3. Use value_counts() for balance and rare categories

For categorical columns, value_counts() is usually more useful than describe().

df["group"].value_counts(dropna=False)

This tells you whether a category is dominant, whether a placeholder like "unknown" is common, and whether missing values are silently present.

Good habit: compare counts with proportions.

df["group"].value_counts(normalize=True, dropna=False)

4. Use nunique() to find identifiers and suspicious constants

nunique() helps you answer whether a column behaves like an identifier, a category, or a mostly-constant field.

df.nunique()

What to notice:

  • very high uniqueness in a supposed category can mean the field is really an identifier
  • very low uniqueness in a feature can mean it carries little signal
  • a constant column is often useless unless it matters as a filter or metadata field

5. Use duplicated() before you trust row counts

Duplicate rows can inflate frequencies, distort averages, and leak information across train/test splits.

df.duplicated().sum()
df[df.duplicated(keep=False)]

If you care about a subset of columns, check duplicates on the key columns instead of the full row.

df.duplicated(subset=["student_id"]).sum()

6. Use describe(include="all") carefully

describe() gives a compact overview, but it does not replace detailed inspection.

df.describe(include="all")

Use it to look for:

  • suspicious ranges
  • unexpected min/max values
  • highly skewed numeric distributions
  • repeated values in categorical columns

Common mistake: treating describe() as if it explains the whole table. It does not show duplicates, key uniqueness, or row-level context.

7. Use sort_values() for boundary and outlier checks

When a value looks suspicious, sort it.

df.sort_values("score").head()
df.sort_values("score").tail()

This is especially useful for:

  • outlier detection
  • impossible values
  • rows with extreme missingness patterns
  • categories that appear only in the highest or lowest records

What To Look For

Ask these questions every time:

  • Does the table have the columns I expected?
  • Are the dtypes reasonable?
  • Are missing values concentrated in a few columns?
  • Is a label or category heavily imbalanced?
  • Are there duplicate rows or duplicate keys?
  • Are there placeholder strings such as "N/A", "unknown", or "-"?
  • Are there columns that look numeric but were read as text?
  • Are there values outside the expected range?

Common Mistakes

  • Trusting head() alone.
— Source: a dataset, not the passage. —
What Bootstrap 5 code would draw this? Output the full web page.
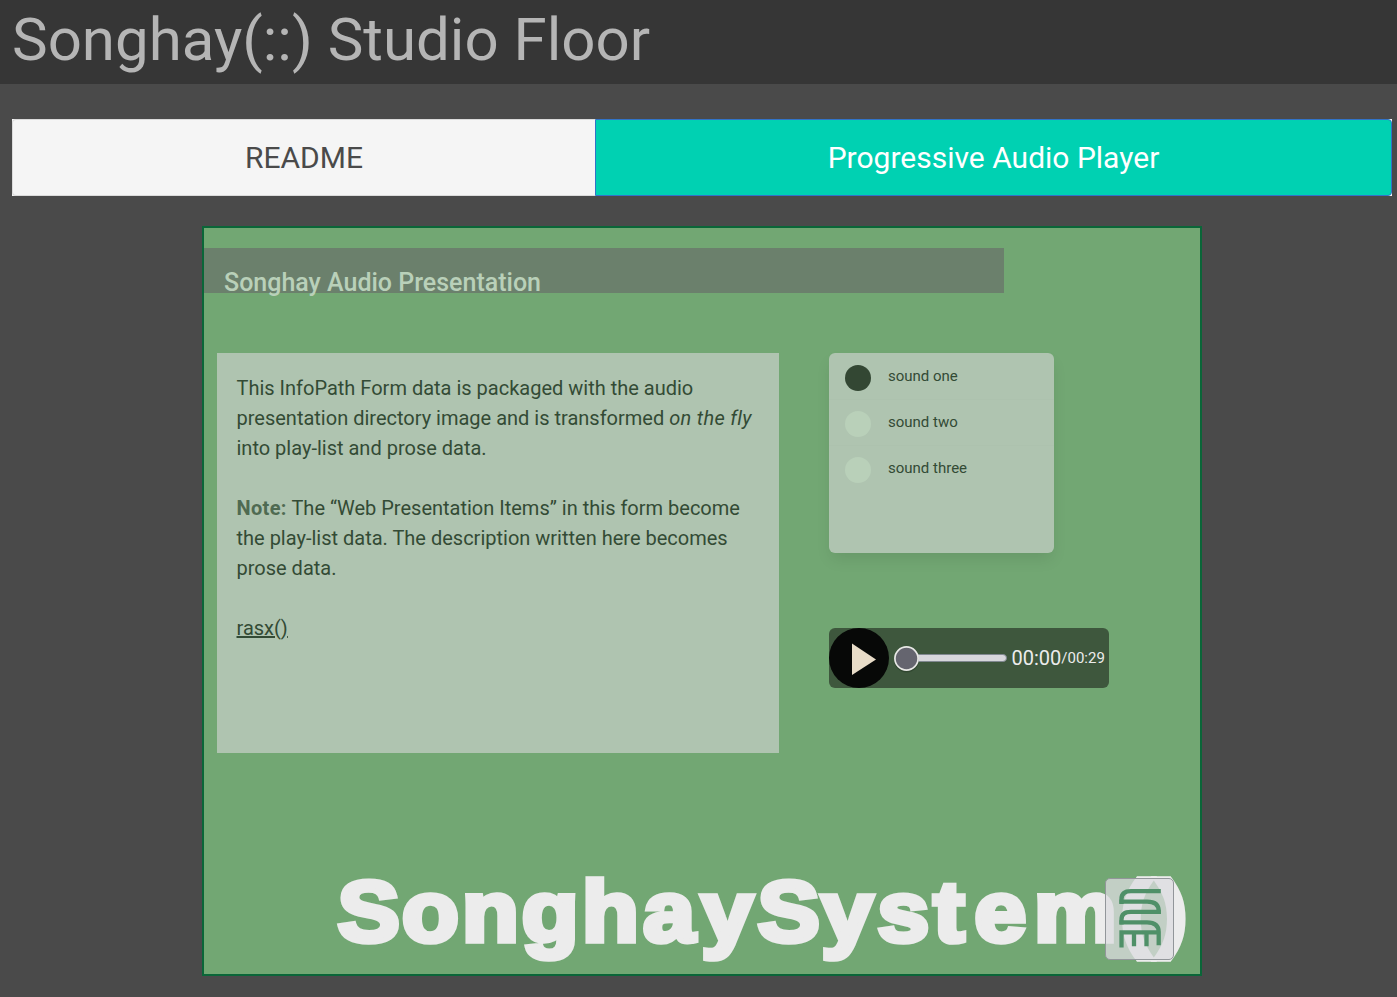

Top rows are often sorted and unrepresentative.
  • Checking isna() without checking the denominator. A missing count is more useful with the total row count.
  • Confusing empty strings with missing values. "" is not NaN.
  • Assuming describe() works the same way for every column type. Categorical summaries and numeric summaries answer different questions.
  • Ignoring duplicate keys. A table can have unique rows and still have repeated identifiers.
  • Looking at counts without proportions. A rare category can still matter a lot.
  • Treating one inspection pass as enough. Good inspection is iterative.

Practical Tricks

  • Use dropna=False in value_counts() when missing labels matter.
  • Pair value_counts() with normalize=True to see imbalance quickly.
  • Use df[cols].isna().sum() on a focused subset instead of the whole table when you already know the suspicious columns.
  • Use df.select_dtypes(include="number") before numeric summaries if the table mixes text and numbers.
  • Use df.sort_values(by=...) on both ends to inspect extremes, not just the first few rows.
  • Use df[df.duplicated(keep=False)] when you need to inspect all repeated rows, not only count them.

Failure Checks

If a table looks “fine,” still verify:

assert df.shape[0] > 0
assert df.notna().any().any()
assert df.nunique().max() > 1

That is not a full validation suite, but it catches obvious failures:

  • empty tables
  • tables with all missing values
  • tables with columns that unexpectedly collapsed to one value

If a feature should be an identifier, check that it is actually close to unique:

df["student_id"].nunique() == len(df)

If a label should be balanced enough to train on, inspect its distribution before fitting anything:

df["label"].value_counts(normalize=True)

Practice

Try answering these before writing any analysis code:

  1. Which columns look like identifiers?
  2. Which columns are likely categorical?
  3. Which columns have missing values that could matter?
  4. Which column would you inspect with value_counts() first?
  5. Which column would you sort to inspect extreme values?
  6. Which problem would duplicate rows cause in a modeling pipeline?

Runnable Example

Use this pattern when you want a quick inspection pass:

def inspect_table(df):
    print(df.shape)
    print(df.dtypes)
    print(df.isna().sum())
    print(df.nunique())
    print(df.duplicated().sum())
    print(df.describe(include="all"))

Then refine it with column-specific checks:

def inspect_categories(df, column):
    counts = df[column].value_counts(dropna=False, normalize=True)
    print(counts)

Run the same inspection loop in the browser:

Inspect the shape, missing-value table, and category balance before you write any feature code.

Quick Checks

  • info() for structure
  • sample() for realism
  • isna() and count() for completeness
  • nunique() for cardinality
  • value_counts() for category balance
  • duplicated() for repeated rows
  • describe() for fast distribution context
  • sort_values() for extremes

Longer Connection

Table inspection is not just a cleanup step. It is part of model quality. The same habits help with feature engineering, leakage detection, train/test comparison, and post-merge validation. If you inspect tables well, you catch errors earlier and spend less time debugging the wrong layer.

The best modelers usually ask boring questions first. That is what makes their later work faster.